Oireachtas Joint and Select Committees

Tuesday, 4 April 2017

Joint Oireachtas Committee on Agriculture, Food and the Marine

General Scheme of the Greyhound Industry Bill 2017: Discussion

4:00 pm

Mr. Brendan Gleeson:

It is important that this is now provided for in primary legislation. It is a body in its own right. The members are appointed by the committee. We have provided for a significant increase in the number of people on the control committee. I will come back to that in a while. It is so they can move along more quickly than they do at present. We have also provided by statute that they should be provided with whatever resources they need to conduct a case. We have provided a mechanism that is included in the Horse Racing Ireland Bill, to the effect that if there is any dispute between the committee and Greyhound Racing Ireland as to those resources, they can get an arbitrator in to make a determination which would be binding on both parties.

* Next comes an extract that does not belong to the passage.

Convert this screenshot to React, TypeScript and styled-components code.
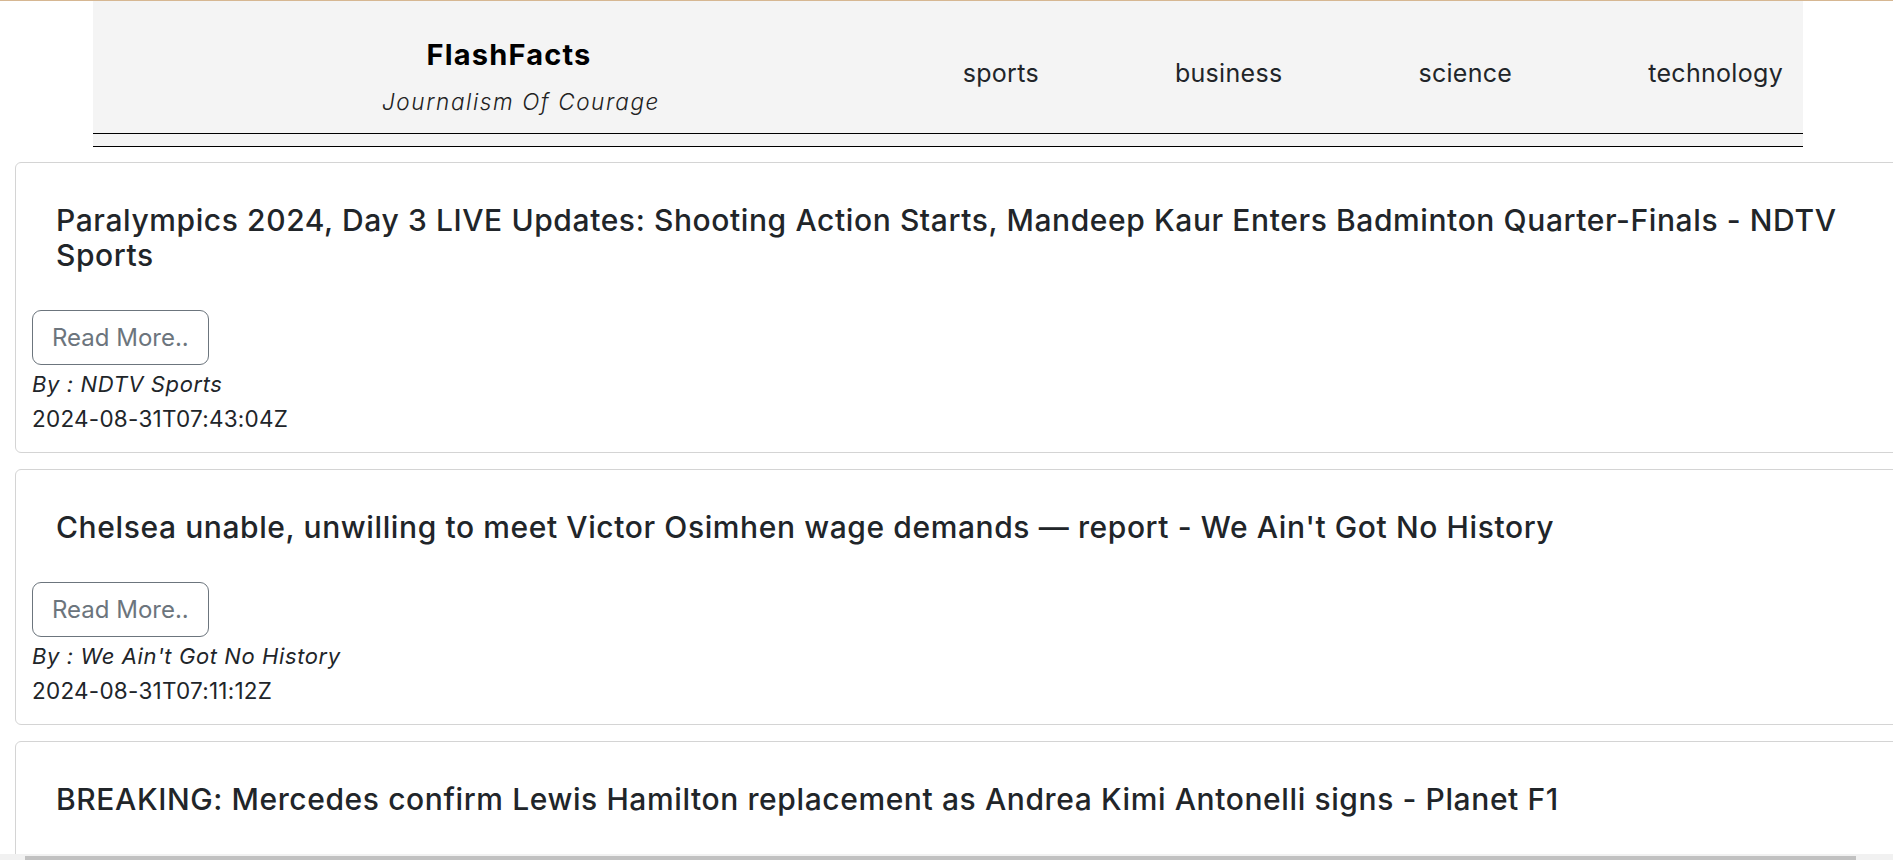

In practice, these are not issues for the committee but we wanted it sewn into the legislation here to make it clear that this is a body which is independent of Greyhound Racing Ireland and can ask Greyhound Racing Ireland for any resources that it needs and would have some mechanism for ensuring that it gets those resources if there is any dispute about them. That all comes later in the Bill.

Head 19 concerns disqualification orders. These relate to specified greyhounds, "kept, owned, trained or managed by a specified person". These are dogs disqualified from entry in any greyhound race, transfer of ownership - that is a new thing and we will come to it in a minute - acceptance for sale at any public sale, or use in breeding. A disqualification order is a racing sanction. As I understand it, it was at least technically possible through a kind of loophole in the current regime to transfer the ownership of a dog.

A disqualification order is served on an individual. As I understand it, one very imaginative solution to that is that the individual could transfer the ownership of the dog to another individual and that, therefore, the disqualification order would not technically apply. That is why we are adding this provision. There may be more ingenious solutions to this but, in any event, we are trying to close off that particular loophole by preventing people from transferring ownership if a disqualification order is served.

The next topic is the exclusion orders under head 20. Exclusion orders relate to persons and are issued by the controls committee, not the board. That is part of the general dispensation here. We are moving things from the board to the control committee, including the application of sanctions. The proposed subsections (4) and (5) provide that anybody who receives an exclusion order from the board is also prohibited from attending a coursing meeting. Anybody who receives an exclusion order from the ICC is prohibited from attending a greyhound racing track or from being at a public sale of greyhounds. We were faced with the potential situation of somebody who is involved in the greyhound sector getting a sanction from one of the bodies regulating the sector, for example, the racing body. That person could still go off and participate in coursing if he or she wished. What we are now saying is that if a sanction of an exclusion order is applied by one of these bodies, it also applies to the other body's events. That will be difficult to implement. There is no doubt about that. However, I think it is an important principle and it is established in this provision.